Data extract ->
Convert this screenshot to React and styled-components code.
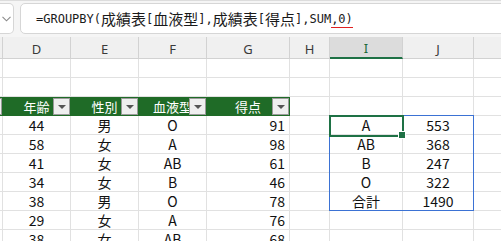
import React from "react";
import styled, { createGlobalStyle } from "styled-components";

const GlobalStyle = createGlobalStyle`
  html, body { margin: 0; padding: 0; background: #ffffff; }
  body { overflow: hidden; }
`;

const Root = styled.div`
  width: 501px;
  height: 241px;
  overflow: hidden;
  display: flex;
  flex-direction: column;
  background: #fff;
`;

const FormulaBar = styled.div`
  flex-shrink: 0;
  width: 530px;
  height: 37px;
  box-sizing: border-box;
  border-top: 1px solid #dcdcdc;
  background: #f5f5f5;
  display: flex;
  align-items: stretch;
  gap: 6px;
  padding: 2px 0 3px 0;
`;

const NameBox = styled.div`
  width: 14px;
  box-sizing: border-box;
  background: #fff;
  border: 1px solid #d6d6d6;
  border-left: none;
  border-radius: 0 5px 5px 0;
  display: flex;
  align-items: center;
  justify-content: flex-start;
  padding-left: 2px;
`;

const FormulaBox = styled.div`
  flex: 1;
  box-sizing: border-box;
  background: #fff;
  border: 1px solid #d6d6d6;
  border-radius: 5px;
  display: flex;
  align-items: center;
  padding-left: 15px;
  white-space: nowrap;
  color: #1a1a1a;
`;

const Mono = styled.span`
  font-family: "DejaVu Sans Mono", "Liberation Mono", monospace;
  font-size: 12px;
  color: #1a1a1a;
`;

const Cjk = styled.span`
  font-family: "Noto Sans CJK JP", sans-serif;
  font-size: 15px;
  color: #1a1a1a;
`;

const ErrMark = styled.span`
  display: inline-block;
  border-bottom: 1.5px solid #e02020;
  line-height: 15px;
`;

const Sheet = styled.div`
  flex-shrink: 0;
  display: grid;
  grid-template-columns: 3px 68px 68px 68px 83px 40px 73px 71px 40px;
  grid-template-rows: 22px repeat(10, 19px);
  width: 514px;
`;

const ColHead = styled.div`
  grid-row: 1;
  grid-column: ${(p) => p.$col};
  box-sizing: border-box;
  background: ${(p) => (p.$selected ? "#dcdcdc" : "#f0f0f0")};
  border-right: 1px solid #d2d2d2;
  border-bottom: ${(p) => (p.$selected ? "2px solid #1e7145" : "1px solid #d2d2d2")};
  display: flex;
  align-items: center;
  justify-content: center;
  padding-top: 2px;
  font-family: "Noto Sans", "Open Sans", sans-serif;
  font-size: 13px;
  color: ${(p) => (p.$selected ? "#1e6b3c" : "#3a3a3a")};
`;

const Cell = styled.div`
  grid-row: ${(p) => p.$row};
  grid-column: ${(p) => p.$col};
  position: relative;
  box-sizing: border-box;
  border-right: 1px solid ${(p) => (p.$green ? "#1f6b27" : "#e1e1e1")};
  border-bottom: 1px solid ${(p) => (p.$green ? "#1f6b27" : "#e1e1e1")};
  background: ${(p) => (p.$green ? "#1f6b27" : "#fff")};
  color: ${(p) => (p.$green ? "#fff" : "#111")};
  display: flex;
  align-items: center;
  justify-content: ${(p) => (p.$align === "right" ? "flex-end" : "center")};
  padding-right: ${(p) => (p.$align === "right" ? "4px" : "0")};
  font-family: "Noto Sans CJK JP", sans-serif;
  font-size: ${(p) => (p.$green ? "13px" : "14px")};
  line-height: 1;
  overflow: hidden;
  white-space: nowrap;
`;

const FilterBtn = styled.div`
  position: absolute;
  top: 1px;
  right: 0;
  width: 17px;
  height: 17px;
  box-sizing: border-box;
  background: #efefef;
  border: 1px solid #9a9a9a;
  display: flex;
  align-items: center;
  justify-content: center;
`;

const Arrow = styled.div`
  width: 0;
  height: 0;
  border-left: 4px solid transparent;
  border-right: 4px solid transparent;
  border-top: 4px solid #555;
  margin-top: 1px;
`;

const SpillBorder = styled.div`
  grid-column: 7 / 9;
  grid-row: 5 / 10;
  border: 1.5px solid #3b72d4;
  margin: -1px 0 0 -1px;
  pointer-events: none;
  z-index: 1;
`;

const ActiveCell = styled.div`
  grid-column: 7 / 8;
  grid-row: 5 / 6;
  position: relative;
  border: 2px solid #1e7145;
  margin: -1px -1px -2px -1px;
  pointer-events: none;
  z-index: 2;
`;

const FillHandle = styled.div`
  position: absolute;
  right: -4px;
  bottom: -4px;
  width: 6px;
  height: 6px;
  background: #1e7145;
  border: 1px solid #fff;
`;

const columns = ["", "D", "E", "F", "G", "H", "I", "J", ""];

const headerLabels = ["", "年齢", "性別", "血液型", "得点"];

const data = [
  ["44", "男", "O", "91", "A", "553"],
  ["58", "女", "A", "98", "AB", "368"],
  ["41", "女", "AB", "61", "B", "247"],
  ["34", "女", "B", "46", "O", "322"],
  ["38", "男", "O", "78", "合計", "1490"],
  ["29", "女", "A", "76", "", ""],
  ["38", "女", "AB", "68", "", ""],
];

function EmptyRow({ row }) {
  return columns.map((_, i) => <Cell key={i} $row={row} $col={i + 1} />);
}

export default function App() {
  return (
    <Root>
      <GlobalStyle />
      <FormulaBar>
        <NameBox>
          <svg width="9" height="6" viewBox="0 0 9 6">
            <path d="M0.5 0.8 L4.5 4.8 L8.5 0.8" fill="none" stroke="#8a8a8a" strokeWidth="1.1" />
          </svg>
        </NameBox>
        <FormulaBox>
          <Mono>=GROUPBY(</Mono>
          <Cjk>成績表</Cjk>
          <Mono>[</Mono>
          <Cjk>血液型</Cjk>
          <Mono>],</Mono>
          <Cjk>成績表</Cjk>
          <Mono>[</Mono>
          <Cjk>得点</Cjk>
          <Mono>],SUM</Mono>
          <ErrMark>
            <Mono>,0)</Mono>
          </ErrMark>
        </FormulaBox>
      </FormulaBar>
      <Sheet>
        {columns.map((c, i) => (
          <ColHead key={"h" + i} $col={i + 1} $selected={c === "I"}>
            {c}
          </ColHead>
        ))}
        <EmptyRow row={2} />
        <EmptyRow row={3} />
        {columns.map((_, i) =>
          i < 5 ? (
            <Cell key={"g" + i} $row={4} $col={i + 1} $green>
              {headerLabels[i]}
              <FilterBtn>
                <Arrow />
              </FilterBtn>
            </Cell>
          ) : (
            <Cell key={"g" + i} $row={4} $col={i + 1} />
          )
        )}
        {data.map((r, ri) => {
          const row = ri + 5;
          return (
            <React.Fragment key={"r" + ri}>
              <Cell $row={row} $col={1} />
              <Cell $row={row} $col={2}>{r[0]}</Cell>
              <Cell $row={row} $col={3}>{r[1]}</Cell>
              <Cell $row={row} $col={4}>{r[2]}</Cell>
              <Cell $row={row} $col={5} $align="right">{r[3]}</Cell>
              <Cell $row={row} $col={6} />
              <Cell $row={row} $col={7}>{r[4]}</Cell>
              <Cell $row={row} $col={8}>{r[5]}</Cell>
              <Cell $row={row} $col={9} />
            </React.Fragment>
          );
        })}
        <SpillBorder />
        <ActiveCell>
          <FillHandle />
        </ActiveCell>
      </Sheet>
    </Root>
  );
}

Given task -> Gather each line from the listing above that holds "React".

Task answer ->
Convert this screenshot to React and styled-components code.
import React from "react";
            <React.Fragment key={"r" + ri}>
            </React.Fragment>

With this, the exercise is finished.